A long-time practitioner of Buddhist meditation in the lineages of Iyothee Thass and Dr BR Ambedkar, she is currently training to become one of the first Dalit women Buddhist chaplains in the United States.

‘Will continue working for self-respect’

In an extended statement, Thenmozhi placed the honour of receiving the Vaikom award on the Dravidian movement: “I am deeply honoured to receive this award from the government of Tamil Nadu, in the name and spirit of Periyar. His legacy calls us to a simple, urgent truth: it is our duty to end discrimination, whether based on caste, gender, sexual orientation, or religion, wherever we encounter it. Today, I accept this award because of the courage, power, and vision of the Dravidian movement, which has long fought to uphold the promise of our Constitution. We will continue this work until self-respect is not merely an ideal, but a lived reality for every person.”
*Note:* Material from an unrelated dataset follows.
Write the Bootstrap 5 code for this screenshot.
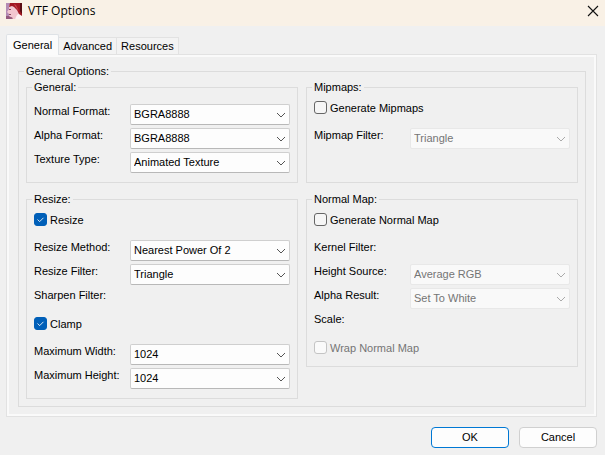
<!DOCTYPE html>
<html lang="en">
<head>
<meta charset="utf-8">
<meta name="viewport" content="width=device-width, initial-scale=1">
<title>VTF Options</title>
<link href="https://cdn.jsdelivr.net/npm/bootstrap@5.3.0/dist/css/bootstrap.min.css" rel="stylesheet">
<style>
  body { background: #f0f0f0; color: #000; font: 11px/16px "Liberation Sans", Arial, sans-serif; }
  .titlebar { background: #f9f1e6; height: 26px; padding: 0 6px 4px 6px; gap: 6px; font: 12px/16px "Open Sans", "Segoe UI", sans-serif; }
  .titlebar h1 { font: inherit; }
  .close-btn { width: 12px; height: 12px; }
  main { padding: 8px 8px 8px 6px; }
  .dialog-tabs { border: 0; height: 21px; margin-bottom: -1px; position: relative; }
  .dialog-tabs .nav-link { border: 1px solid #e2e2e2; border-left-width: 0; border-radius: 0; background: #f3f3f3; color: #000; margin: 0; padding: 0 4px; height: 18px; line-height: 17px; }
  .dialog-tabs .nav-link.active { background: #fbfbfb; border-left-width: 1px; border-bottom: 0; height: 21px; padding: 0 6px; line-height: 19px; color: #000; border-radius: 2px 2px 0 0; }
  .sheet { border: 1px solid #e2e2e2; box-shadow: inset 0 0 0 2px #fafafa; padding: 8px 10px 9px 11px; }
  fieldset { border: 1px solid #dcdcdc; }
  legend { float: none; width: auto; margin: 0; padding: 0 2px; font-size: 11px; line-height: 16px; }
  .outer-group { padding: 0 7px 7px; }
  .outer-group > legend { margin-left: -2px; }
  .group { padding: 9px 7px 6px; }
  .group > legend { margin-left: -2px; }
  .group.with-check { padding-top: 6px; }
  .group.normal-map { padding-bottom: 11px; }
  .columns { gap: 8px; }
  .column { min-width: 0; flex: 1 1 0; }
  .option { height: 24px; }
  .option label, .option span { flex: 0 0 96px; line-height: 14px; }
  .option .form-select { height: 21px; min-width: 0; padding: 0 18px 0 3px; font-size: 11px; line-height: 19px; color: #000; border: 1px solid #cfcfcf; border-bottom-color: #b8b8b8; border-radius: 2px; background-color: #fdfdfd;
    background-image: url("data:image/svg+xml,%3Csvg xmlns='http://www.w3.org/2000/svg' viewBox='0 0 10 6'%3E%3Cpath d='M1 1l4 4 4-4' fill='none' stroke='%23555'/%3E%3C/svg%3E"); background-size: 10px 6px; background-position: right 3px center; }
  .option .form-select:disabled { color: #757575; background-color: #f9f9f9; border-color: #e8e8e8; opacity: 1;
    background-image: url("data:image/svg+xml,%3Csvg xmlns='http://www.w3.org/2000/svg' viewBox='0 0 10 6'%3E%3Cpath d='M1 1l4 4 4-4' fill='none' stroke='%23aaa'/%3E%3C/svg%3E"); }
  .tick { height: 14px; min-height: 0; margin: 0 0 13px; padding: 0; gap: 3px; line-height: 14px; }
  .tick.later { margin-top: 5px; }
  .tick.final { margin-bottom: 0; }
  .tick .form-check-input { float: none; width: 13px; height: 13px; margin: 0; border: 1px solid #666; border-radius: 3px; background-color: #f6f6f6; }
  .tick .form-check-input:checked { background-color: #005fb8; border-color: #005fb8;
    background-image: url("data:image/svg+xml,%3Csvg xmlns='http://www.w3.org/2000/svg' viewBox='0 0 13 13'%3E%3Cpath d='M3 6.5l2.500 2.500L10 4.500' fill='none' stroke='%23fff'/%3E%3C/svg%3E"); }
  .tick .form-check-input:disabled { border-color: #c4c4c4; background-color: #fafafa; opacity: 1; }
  .tick .form-check-input:disabled ~ label { color: #757575; opacity: 1; }
  .actions { gap: 10px; padding-top: 10px; }
  .actions .btn { width: 78px; height: 21px; padding: 0; font-size: 11px; line-height: 19px; color: #000; background: #fdfdfd; border: 1px solid #d0d0d0; border-radius: 4px; }
  .actions .btn.default { border-color: #0078d4; }
</style>
</head>
<body>
<header class="titlebar d-flex align-items-center">
  <svg width="16" height="16" viewBox="0 0 16 16" aria-hidden="true">
    <path fill="#b48bb4" d="M0 0h16v16H0z"/>
    <path fill="#f2c6cf" d="M3 2h6l5 8-2 4-3 2H6l-1-2-2-1 0-2-2-2 2-3z"/>
    <path fill="#fdf3f3" d="M11 12l3-2 2 2v4H9z"/>
    <path fill="#7e3a5a" d="M0 13l3 0 1 1h2l1 2H0z" opacity=".6"/>
    <path fill="#a01822" d="M4 0h12v13l-3-2-2-4-3-3-2-1-3 1z"/>
    <path fill="#5a0c14" d="M14 0h2v11l-2-3z"/>
    <path fill="#c8404a" d="M8 1l2 1 3 6-2-2-2-3z"/>
    <path fill="#8a4a60" d="M3 6h2v1H3zM3 11h2v1H3z"/>
  </svg>
  <h1 class="m-0 flex-grow-1">VTF Options</h1>
  <button type="button" class="close-btn btn p-0 border-0 d-flex" aria-label="Close">
    <svg width="12" height="12" viewBox="0 0 12 12"><path d="M1 1l10 10M11 1L1 11" fill="none" stroke="#111" stroke-width="1.1"/></svg>
  </button>
</header>
<main>
  <div class="nav nav-tabs dialog-tabs align-items-end" role="tablist">
    <button type="button" class="nav-link active" role="tab" aria-selected="true">General</button>
    <button type="button" class="nav-link" role="tab" aria-selected="false">Advanced</button>
    <button type="button" class="nav-link" role="tab" aria-selected="false">Resources</button>
  </div>
  <section class="sheet">
    <fieldset class="outer-group">
      <legend>General Options:</legend>
      <div class="columns d-flex flex-column">
        <div class="columns d-flex">
          <fieldset class="group column">
            <legend>General:</legend>
            <div class="option d-flex align-items-start"><label for="nf">Normal Format:</label><select id="nf" class="form-select"><option>BGRA8888</option></select></div>
            <div class="option d-flex align-items-start"><label for="af">Alpha Format:</label><select id="af" class="form-select"><option>BGRA8888</option></select></div>
            <div class="option d-flex align-items-start"><label for="tt">Texture Type:</label><select id="tt" class="form-select"><option>Animated Texture</option></select></div>
          </fieldset>
          <fieldset class="group with-check column">
            <legend>Mipmaps:</legend>
            <div class="tick form-check d-flex"><input id="gm" type="checkbox" class="form-check-input"><label for="gm">Generate Mipmaps</label></div>
            <div class="option d-flex align-items-start"><label for="mf">Mipmap Filter:</label><select id="mf" class="form-select" disabled><option>Triangle</option></select></div>
          </fieldset>
        </div>
        <div class="columns d-flex align-items-start">
          <fieldset class="group with-check column">
            <legend>Resize:</legend>
            <div class="tick form-check d-flex"><input id="rs" type="checkbox" class="form-check-input" checked><label for="rs">Resize</label></div>
            <div class="option d-flex align-items-start"><label for="rm">Resize Method:</label><select id="rm" class="form-select"><option>Nearest Power Of 2</option></select></div>
            <div class="option d-flex align-items-start"><label for="rf">Resize Filter:</label><select id="rf" class="form-select"><option>Triangle</option></select></div>
            <div class="option d-flex align-items-start"><span>Sharpen Filter:</span></div>
            <div class="tick later form-check d-flex"><input id="cl" type="checkbox" class="form-check-input" checked><label for="cl">Clamp</label></div>
            <div class="option d-flex align-items-start"><label for="mw">Maximum Width:</label><select id="mw" class="form-select"><option>1024</option></select></div>
            <div class="option d-flex align-items-start"><label for="mh">Maximum Height:</label><select id="mh" class="form-select"><option>1024</option></select></div>
          </fieldset>
          <fieldset class="group with-check normal-map column">
            <legend>Normal Map:</legend>
            <div class="tick form-check d-flex"><input id="gn" type="checkbox" class="form-check-input"><label for="gn">Generate Normal Map</label></div>
            <div class="option d-flex align-items-start"><span>Kernel Filter:</span></div>
            <div class="option d-flex align-items-start"><label for="hs">Height Source:</label><select id="hs" class="form-select" disabled><option>Average RGB</option></select></div>
            <div class="option d-flex align-items-start"><label for="ar">Alpha Result:</label><select id="ar" class="form-select" disabled><option>Set To White</option></select></div>
            <div class="option d-flex align-items-start"><span>Scale:</span></div>
            <div class="tick later final form-check d-flex"><input id="wn" type="checkbox" class="form-check-input" disabled><label for="wn">Wrap Normal Map</label></div>
          </fieldset>
        </div>
      </div>
    </fieldset>
  </section>
  <div class="actions d-flex justify-content-end">
    <button type="button" class="btn default">OK</button>
    <button type="button" class="btn">Cancel</button>
  </div>
</main>
<script src="https://cdn.jsdelivr.net/npm/bootstrap@5.3.0/dist/js/bootstrap.bundle.min.js"></script>
</body>
</html>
She further said, “Whether we traveled across the kala pani or stood here in Tamil Nadu, [my parents] taught me that no one could take away our dignity. They raised me in the teachings of Periyar, Ambedkar, Jyotibai and Savitribai Phule, and so many other anti-caste reformers, reminding us that our legacy is ultimately rooted in freedom and dignity. I also accept this award on behalf of all Dalit women survivors, and on behalf of my team at Equality Labs, who have worked tirelessly to bring global attention to the injustices of caste, gender, and religious discrimination. We look forward to the day when each of us is free, because none of us is free until all of us are free from the violence of caste. Self-respect to all and let us all be thozars [comrades] in justice.”